Exercise data:
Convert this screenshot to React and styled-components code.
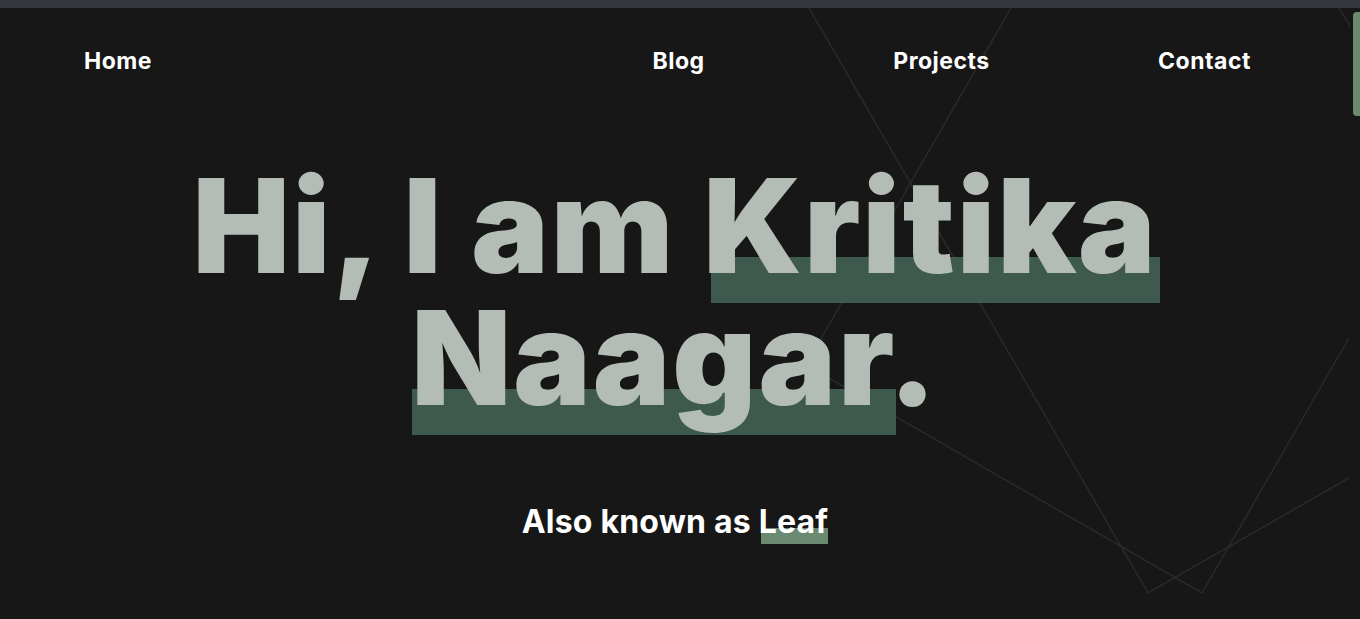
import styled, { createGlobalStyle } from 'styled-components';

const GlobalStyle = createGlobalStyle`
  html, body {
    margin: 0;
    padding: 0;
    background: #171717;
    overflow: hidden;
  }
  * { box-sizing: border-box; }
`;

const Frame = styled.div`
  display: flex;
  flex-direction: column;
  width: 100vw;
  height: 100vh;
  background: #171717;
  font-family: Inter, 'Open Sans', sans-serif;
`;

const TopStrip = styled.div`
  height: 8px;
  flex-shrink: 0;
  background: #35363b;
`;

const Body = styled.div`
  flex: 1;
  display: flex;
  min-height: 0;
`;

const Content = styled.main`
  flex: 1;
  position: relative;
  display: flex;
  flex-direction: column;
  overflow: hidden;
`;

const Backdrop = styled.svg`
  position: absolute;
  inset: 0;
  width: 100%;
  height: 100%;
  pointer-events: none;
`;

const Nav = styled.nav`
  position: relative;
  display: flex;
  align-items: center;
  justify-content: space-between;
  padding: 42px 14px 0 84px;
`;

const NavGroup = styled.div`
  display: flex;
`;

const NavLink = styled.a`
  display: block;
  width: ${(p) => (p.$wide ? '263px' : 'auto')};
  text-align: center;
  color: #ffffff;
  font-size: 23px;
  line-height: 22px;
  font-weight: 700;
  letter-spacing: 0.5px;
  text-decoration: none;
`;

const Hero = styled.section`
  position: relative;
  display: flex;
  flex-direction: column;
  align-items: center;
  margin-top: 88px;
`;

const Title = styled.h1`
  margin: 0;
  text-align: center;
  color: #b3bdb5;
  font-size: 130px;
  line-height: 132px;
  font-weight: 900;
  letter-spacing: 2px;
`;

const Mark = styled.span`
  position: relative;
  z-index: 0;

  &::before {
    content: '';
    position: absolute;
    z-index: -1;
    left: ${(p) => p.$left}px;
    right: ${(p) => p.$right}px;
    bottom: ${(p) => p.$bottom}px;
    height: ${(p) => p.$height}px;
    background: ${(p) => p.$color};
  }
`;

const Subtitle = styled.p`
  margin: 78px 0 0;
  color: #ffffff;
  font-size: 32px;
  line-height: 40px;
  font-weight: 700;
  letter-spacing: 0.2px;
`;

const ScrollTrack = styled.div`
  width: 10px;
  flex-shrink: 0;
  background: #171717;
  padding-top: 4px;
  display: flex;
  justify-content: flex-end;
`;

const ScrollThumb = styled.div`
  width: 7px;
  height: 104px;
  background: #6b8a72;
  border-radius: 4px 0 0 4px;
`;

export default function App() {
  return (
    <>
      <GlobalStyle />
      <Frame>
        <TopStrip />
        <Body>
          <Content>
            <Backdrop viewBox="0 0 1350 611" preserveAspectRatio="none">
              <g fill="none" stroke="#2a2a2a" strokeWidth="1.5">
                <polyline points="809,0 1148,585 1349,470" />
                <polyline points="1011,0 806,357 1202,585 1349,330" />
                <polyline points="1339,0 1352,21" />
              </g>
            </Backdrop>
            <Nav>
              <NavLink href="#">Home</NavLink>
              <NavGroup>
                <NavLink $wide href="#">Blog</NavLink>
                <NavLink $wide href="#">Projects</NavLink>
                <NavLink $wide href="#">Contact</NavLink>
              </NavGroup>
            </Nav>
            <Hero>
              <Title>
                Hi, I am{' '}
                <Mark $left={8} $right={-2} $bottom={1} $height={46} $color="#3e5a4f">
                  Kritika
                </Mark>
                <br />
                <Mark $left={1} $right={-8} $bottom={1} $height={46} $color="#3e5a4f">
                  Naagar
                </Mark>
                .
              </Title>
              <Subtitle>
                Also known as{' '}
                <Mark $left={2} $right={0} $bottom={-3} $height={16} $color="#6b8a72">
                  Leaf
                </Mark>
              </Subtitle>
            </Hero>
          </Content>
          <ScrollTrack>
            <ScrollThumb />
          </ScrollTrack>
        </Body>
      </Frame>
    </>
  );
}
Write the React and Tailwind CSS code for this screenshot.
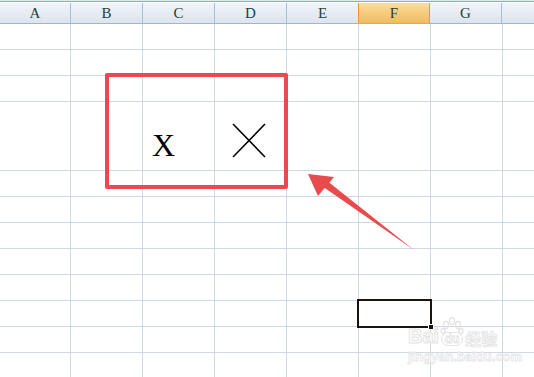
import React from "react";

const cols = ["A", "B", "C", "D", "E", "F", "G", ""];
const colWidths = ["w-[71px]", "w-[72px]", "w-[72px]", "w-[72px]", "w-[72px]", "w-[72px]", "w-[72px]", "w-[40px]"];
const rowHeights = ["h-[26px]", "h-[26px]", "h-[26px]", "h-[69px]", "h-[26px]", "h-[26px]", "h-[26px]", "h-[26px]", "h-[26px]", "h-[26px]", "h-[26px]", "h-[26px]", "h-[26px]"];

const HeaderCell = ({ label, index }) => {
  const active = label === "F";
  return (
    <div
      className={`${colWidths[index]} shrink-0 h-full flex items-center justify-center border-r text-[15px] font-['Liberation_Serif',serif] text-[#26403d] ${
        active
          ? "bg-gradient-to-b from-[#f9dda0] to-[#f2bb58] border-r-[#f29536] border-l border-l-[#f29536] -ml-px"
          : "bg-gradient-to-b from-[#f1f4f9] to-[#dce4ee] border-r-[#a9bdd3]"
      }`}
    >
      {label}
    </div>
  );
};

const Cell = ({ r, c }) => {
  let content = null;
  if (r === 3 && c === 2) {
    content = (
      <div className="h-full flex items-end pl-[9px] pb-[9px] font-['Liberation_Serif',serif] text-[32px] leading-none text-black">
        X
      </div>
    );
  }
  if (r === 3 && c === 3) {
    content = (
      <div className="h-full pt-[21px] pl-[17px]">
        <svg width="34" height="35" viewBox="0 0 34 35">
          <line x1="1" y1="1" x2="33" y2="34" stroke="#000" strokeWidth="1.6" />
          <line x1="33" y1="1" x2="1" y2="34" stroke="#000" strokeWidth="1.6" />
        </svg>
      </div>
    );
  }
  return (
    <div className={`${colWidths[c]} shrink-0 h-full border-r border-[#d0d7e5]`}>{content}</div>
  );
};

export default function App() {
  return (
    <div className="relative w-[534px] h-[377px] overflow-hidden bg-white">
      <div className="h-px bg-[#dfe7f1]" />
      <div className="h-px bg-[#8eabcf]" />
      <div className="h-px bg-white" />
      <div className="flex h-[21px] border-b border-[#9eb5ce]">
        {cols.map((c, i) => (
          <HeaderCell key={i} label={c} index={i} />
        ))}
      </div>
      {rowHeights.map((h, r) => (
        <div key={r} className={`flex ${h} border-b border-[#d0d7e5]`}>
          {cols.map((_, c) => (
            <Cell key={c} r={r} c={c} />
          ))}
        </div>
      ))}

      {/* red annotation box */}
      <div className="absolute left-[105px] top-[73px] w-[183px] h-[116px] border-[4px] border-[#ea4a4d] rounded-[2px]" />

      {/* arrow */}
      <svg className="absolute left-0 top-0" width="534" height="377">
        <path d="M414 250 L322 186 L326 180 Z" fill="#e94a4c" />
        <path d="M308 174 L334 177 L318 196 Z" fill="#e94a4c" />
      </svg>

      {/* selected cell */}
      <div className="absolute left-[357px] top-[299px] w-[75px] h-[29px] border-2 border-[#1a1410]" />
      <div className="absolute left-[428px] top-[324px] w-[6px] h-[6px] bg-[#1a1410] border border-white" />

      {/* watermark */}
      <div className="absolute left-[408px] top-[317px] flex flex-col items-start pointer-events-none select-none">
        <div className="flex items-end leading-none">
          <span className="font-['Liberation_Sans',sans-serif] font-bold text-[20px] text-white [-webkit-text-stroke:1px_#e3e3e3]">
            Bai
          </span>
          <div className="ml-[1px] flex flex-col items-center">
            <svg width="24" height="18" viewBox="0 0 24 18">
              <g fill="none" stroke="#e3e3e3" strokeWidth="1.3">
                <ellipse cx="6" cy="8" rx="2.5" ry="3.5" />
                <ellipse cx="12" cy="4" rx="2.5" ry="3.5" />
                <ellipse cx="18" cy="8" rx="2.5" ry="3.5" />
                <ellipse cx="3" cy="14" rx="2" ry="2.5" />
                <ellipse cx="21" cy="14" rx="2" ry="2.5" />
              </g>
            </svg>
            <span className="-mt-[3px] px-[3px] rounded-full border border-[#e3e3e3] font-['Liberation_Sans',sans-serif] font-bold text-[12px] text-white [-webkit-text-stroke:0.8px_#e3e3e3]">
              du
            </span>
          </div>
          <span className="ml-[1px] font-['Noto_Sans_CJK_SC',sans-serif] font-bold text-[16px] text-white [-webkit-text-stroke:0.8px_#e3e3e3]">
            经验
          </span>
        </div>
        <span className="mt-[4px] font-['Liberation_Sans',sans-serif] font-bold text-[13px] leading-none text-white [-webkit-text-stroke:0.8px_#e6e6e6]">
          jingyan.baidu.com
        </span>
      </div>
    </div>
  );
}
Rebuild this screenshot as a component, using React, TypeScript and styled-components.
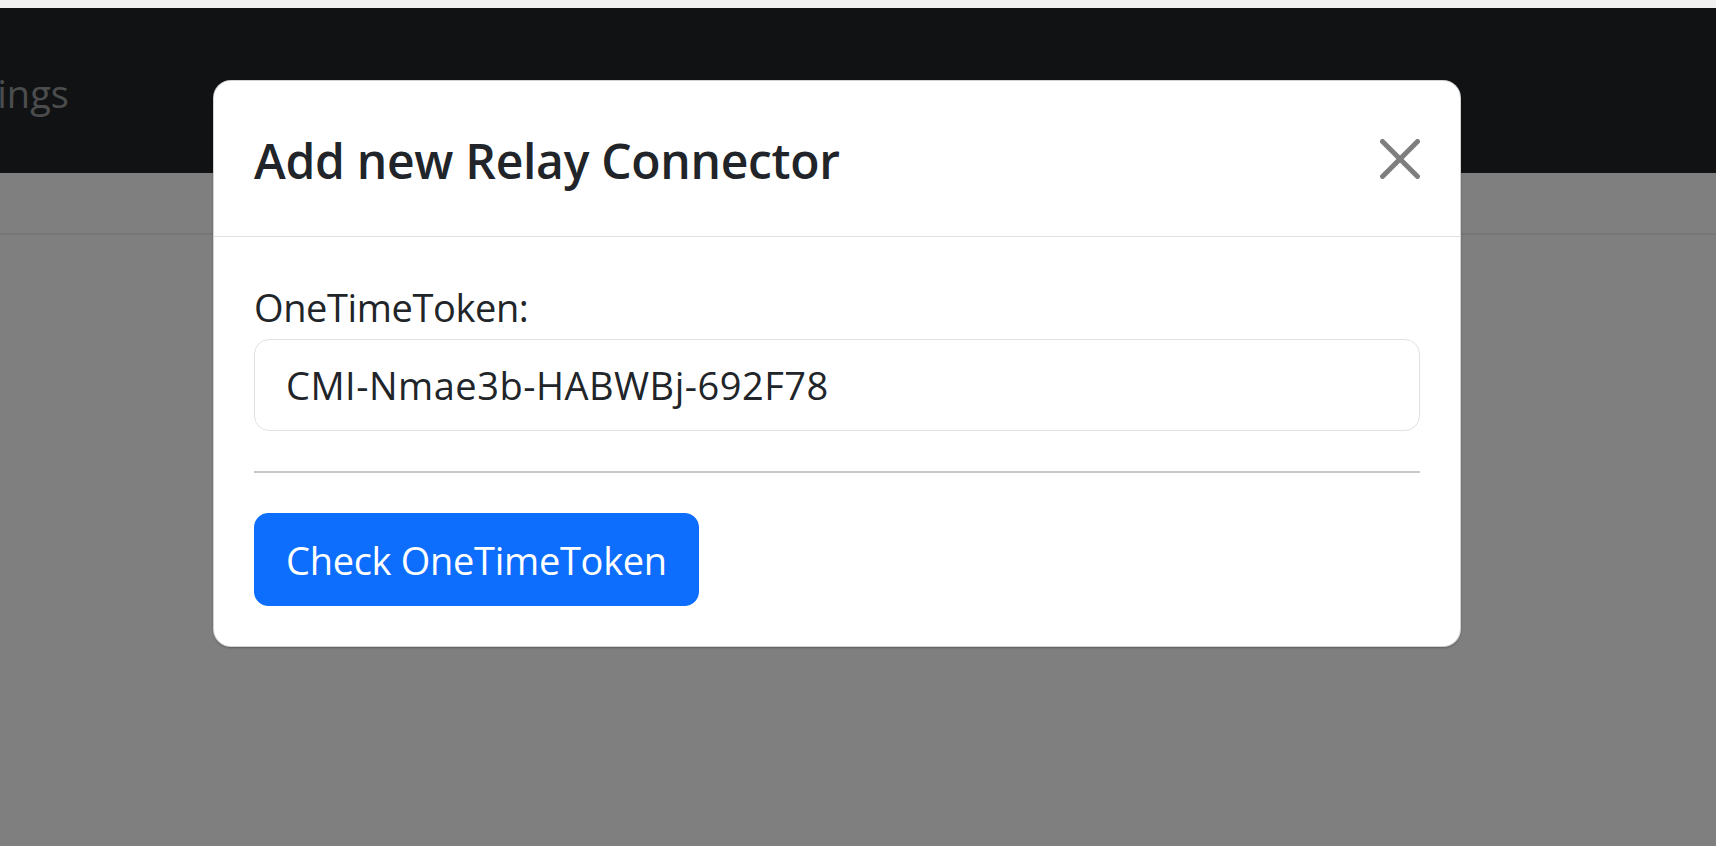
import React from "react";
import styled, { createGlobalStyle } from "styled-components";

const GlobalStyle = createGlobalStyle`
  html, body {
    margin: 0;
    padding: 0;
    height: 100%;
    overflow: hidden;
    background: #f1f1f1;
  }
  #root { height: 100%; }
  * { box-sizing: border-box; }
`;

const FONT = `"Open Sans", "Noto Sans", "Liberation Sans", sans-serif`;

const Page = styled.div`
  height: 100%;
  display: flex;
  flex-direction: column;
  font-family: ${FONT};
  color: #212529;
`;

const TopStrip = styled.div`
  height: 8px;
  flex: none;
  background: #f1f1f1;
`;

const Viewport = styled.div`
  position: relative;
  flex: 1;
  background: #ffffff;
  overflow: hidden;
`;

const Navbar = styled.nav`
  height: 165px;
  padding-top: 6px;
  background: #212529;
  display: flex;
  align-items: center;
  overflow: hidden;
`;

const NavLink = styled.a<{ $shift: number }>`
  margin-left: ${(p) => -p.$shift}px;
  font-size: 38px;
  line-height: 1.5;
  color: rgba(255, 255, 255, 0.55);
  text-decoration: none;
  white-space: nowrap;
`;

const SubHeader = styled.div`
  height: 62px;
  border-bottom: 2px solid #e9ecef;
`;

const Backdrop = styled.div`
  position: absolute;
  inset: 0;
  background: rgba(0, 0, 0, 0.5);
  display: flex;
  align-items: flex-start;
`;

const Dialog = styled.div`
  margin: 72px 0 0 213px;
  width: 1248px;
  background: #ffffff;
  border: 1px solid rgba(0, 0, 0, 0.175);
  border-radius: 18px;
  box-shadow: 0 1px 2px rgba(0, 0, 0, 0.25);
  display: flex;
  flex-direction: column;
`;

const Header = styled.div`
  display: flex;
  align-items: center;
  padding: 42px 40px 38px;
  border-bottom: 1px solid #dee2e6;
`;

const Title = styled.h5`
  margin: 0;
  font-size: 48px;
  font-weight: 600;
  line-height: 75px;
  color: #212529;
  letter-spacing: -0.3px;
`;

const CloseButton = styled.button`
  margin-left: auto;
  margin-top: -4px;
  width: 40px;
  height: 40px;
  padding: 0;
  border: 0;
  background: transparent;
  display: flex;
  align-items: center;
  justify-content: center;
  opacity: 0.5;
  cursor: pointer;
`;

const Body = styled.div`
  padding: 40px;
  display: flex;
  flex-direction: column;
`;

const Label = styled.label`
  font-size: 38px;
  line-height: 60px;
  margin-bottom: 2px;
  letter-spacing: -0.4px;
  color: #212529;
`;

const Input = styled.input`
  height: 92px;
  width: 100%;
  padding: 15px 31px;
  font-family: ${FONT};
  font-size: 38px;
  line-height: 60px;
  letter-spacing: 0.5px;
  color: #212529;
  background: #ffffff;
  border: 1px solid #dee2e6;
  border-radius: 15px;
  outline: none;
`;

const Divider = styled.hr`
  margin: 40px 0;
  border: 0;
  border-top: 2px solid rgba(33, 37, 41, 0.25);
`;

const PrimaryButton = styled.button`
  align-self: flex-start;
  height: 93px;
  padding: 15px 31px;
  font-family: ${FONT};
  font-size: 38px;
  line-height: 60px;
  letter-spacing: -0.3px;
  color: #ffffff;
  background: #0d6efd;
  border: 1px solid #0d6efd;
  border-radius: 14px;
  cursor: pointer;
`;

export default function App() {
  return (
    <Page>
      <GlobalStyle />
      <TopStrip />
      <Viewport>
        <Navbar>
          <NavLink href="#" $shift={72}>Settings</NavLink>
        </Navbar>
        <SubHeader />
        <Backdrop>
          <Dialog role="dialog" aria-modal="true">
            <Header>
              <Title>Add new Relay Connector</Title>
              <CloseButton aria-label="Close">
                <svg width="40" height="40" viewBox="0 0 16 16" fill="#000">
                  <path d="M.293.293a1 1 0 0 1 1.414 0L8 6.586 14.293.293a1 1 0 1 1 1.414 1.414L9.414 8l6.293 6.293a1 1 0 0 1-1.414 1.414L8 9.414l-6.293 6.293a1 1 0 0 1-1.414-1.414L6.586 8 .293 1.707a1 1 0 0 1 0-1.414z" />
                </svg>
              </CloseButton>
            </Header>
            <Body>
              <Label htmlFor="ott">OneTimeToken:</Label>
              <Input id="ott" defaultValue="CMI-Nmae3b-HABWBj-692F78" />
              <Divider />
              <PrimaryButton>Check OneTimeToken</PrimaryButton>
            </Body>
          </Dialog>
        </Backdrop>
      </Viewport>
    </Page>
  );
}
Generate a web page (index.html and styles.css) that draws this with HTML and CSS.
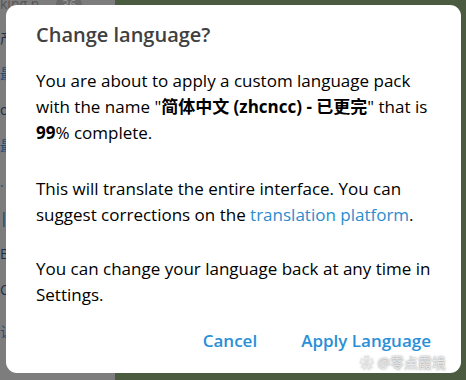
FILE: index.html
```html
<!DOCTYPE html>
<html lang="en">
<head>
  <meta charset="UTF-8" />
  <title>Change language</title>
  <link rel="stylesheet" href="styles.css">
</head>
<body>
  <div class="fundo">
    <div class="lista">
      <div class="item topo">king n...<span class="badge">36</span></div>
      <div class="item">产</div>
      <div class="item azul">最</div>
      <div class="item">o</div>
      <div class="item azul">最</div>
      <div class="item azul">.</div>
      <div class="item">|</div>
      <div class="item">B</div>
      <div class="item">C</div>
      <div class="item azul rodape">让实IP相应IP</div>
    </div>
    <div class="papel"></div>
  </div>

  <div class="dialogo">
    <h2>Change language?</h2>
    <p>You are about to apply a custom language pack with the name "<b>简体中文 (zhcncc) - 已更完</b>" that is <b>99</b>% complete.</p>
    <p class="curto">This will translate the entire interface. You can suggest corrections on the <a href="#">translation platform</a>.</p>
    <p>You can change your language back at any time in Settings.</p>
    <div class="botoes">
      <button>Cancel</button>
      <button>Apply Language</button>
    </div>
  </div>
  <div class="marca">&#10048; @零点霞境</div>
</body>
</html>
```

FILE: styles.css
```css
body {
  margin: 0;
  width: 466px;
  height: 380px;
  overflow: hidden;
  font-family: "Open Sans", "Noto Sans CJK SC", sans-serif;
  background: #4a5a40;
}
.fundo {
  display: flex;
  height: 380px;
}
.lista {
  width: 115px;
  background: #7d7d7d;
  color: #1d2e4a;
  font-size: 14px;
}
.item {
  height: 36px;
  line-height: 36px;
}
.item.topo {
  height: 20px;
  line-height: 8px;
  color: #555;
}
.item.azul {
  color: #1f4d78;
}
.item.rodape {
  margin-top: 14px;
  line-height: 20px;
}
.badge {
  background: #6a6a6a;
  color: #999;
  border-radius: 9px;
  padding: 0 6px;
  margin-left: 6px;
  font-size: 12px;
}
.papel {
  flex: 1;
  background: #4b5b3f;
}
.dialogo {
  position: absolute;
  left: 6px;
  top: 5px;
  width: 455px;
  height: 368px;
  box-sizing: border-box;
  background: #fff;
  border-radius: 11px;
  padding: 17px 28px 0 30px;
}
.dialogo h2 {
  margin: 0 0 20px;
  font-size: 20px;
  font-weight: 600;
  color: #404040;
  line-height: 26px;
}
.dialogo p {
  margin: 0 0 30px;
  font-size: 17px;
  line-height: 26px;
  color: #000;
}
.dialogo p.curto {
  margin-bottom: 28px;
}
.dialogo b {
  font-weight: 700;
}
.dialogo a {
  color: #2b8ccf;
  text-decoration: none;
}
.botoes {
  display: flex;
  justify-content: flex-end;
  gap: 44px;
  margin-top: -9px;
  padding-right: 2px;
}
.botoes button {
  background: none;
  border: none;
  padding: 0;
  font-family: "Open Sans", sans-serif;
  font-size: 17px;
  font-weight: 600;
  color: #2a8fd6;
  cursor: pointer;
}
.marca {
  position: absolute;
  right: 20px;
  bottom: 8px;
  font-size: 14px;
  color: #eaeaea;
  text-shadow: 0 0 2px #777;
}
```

What you should do: Gather each line in the entries above where the string "that" is found.

Complete answer:
Generate a web page (index.html and styles.css) that draws this with HTML and CSS.
    <p>You are about to apply a custom language pack with the name "<b>简体中文 (zhcncc) - 已更完</b>" that is <b>99</b>% complete.</p>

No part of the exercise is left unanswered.